The USS Minnesota was launched in 2013, the USS North Dakota last October, and the USS John Warner as recently as last Saturday.
And now all three are already having their operations restricted due to technical malfunctions related to steam-funneling pipes.
"As part of an ongoing investigation into a quality issue with a supplier, General Dynamics Electric Boat (GDEB) determined that three steam pipe elbows supplied by the vendor in question required additional testing and repair due to unauthorized and undocumented weld repairs…," reads a statement from Naval Sea Systems Command spokesman Rory O’Connor.
Those "elbows" are used to allow pipes to work their way around corners, and are crucial for transmitting steam from the subs’ engines to the turbines.
"The Navy is committed to ensuring the safety of its crews and ships," O’Connor said. "High standards for submarine components are an important part of the overall effort to ensure safety."
As the pipes presented no immediate concern, the Navy also congratulated itself for recognizing the flaw before it caused an actual problem.
"Basically it’s being prudent looking into it," O’Connor said.
Shortly before the unveiling of the John Warner, the US Department of Defense was bragging about the craft’s prowess.
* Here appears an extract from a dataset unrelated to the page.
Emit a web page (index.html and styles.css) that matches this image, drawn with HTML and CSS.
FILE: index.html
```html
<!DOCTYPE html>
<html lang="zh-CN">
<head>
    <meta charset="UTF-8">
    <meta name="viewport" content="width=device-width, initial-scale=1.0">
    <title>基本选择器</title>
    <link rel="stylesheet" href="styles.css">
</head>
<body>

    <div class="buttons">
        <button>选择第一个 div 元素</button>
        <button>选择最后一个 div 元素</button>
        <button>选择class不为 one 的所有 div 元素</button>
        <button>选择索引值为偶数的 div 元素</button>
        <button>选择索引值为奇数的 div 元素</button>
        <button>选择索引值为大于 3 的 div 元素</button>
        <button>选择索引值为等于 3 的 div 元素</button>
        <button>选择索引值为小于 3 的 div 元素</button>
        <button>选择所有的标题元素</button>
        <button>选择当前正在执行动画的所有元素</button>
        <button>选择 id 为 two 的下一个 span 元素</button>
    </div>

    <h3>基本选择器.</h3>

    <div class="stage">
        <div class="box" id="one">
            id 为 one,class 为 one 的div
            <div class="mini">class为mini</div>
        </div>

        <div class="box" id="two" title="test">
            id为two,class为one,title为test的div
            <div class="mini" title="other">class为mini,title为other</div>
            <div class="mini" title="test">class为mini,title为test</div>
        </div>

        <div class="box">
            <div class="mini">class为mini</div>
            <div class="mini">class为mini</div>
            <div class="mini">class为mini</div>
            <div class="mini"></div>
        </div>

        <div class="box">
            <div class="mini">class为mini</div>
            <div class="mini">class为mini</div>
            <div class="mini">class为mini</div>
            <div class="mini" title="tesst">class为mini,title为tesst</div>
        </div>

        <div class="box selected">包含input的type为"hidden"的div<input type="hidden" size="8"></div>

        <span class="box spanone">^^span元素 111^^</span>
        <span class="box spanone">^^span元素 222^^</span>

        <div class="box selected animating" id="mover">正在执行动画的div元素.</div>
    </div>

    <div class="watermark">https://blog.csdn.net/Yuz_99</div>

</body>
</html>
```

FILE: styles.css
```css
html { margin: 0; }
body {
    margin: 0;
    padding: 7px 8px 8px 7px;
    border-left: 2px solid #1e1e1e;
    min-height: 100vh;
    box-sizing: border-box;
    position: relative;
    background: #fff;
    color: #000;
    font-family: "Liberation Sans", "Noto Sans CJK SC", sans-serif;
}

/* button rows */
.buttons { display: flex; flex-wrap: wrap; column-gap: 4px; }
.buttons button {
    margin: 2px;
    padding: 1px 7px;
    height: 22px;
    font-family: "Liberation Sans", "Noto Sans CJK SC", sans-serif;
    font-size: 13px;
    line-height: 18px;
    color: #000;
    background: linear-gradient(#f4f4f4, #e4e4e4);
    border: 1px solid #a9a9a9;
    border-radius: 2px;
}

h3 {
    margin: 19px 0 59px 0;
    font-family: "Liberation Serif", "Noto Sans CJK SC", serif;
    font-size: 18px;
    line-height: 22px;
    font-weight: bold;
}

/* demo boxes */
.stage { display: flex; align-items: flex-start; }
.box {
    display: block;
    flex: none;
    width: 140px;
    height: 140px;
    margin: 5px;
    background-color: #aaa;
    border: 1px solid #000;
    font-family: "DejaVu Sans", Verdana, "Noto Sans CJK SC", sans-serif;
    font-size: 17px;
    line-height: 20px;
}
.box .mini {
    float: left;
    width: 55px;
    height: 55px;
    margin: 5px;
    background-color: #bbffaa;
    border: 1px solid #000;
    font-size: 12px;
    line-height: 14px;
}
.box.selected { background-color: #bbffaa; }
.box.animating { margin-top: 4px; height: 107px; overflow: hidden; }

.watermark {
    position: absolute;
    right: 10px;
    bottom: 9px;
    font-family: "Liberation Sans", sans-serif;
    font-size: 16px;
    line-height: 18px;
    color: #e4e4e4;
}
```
In a press release, the Pentagon described it as the newest “fast attack” submarine which would showcase the latest in stealth, surveillance, and warfare capabilities.
The Navy also released details about new innovations it planned to install on its submarine fleet in order to reduce maintenance requirements. Subs typically spend six-year periods in service before needing overhauls. With a number of subtle changes – water-resistant grease for hatches, for instance – the military hopes to extend that operational period to eight years.
"We want them to spend as much time at sea as possible," Navy Captain Mike Stevens told the Associated Press.
Installing the correct onboard plumbing would, presumably, be a major part of that.